Implications for Foreign Investors

Hyundai Motor’s $65 million battery plant investment in Turkey serves as a strong signal of confidence in the country’s potential as an EV manufacturing and export hub. For international investors, this development underscores several key implications:

First, Turkey is solidifying its role as a critical node in the global automotive supply chain, particularly for electric vehicles. The combination of established manufacturing expertise, a skilled workforce, and preferential access to the EU market makes it an attractive location for OEMs and component suppliers looking to localize production and enhance supply chain resilience.

Second, the Turkish government’s proactive approach through the “Türkiye International Direct Investment Strategy (2024-2028)” and targeted incentive programs like HIT-30 demonstrates a clear commitment to attracting high-value, technology-intensive FDI, especially in green technologies and digital transformation. These incentives, including tax exemptions and land support, can significantly de-risk large-scale investments.

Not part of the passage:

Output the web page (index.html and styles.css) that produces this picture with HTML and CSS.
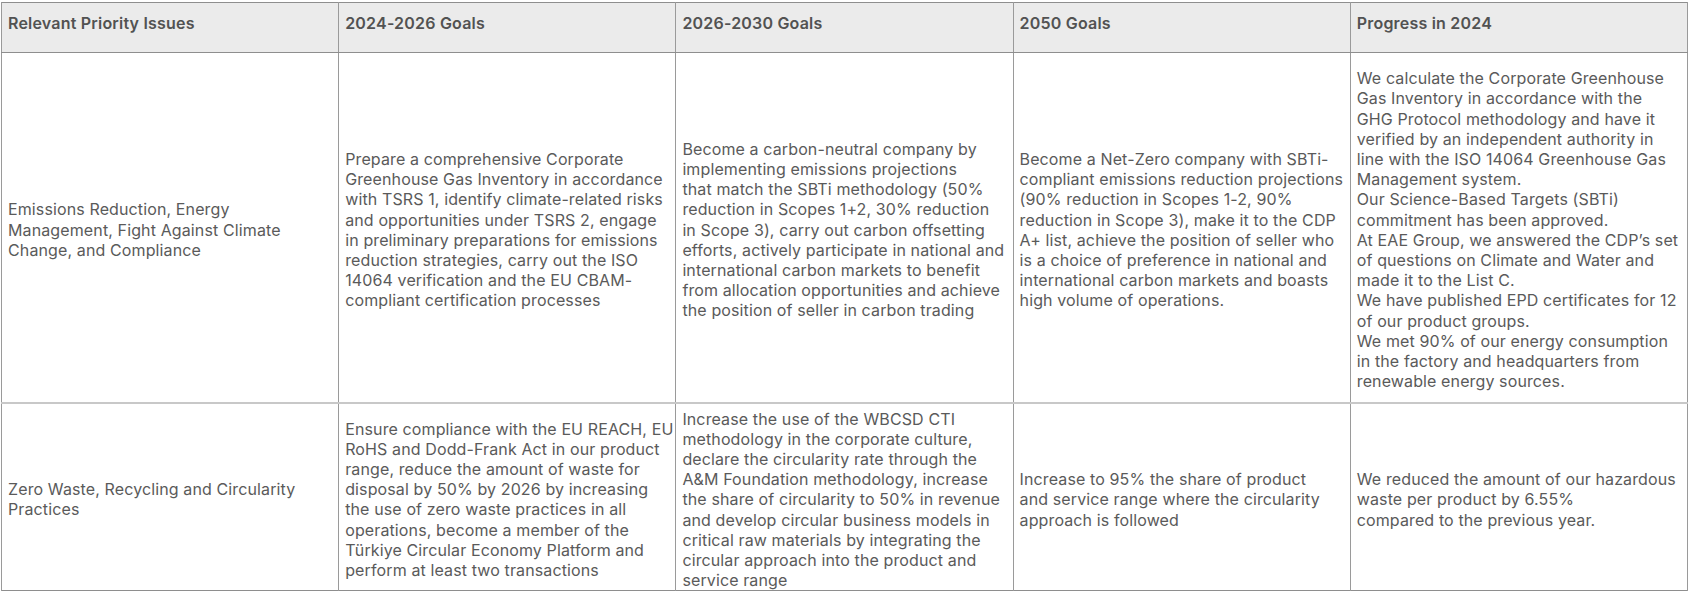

Third, while macroeconomic challenges such as inflation and currency volatility persist, recent policy shifts and a more predictable economic outlook for 2026, as noted by the IMF and ÜNLÜ & Co, suggest improving stability. Investors should continue to monitor these macroeconomic indicators closely, but the sustained FDI inflows in 2025 indicate a growing confidence in Turkey’s long-term potential.

Finally, the increasing number of international players, including Hyundai, Ford, and Chinese manufacturers like BYD (despite recent challenges), committing to EV and battery production in Turkey highlights the competitive landscape but also validates the market’s growth potential. Foreign investors should consider Turkey not just as an assembly base, but as a strategic location for advanced manufacturing, R&D, and a gateway to regional and European markets in the evolving era of electric mobility.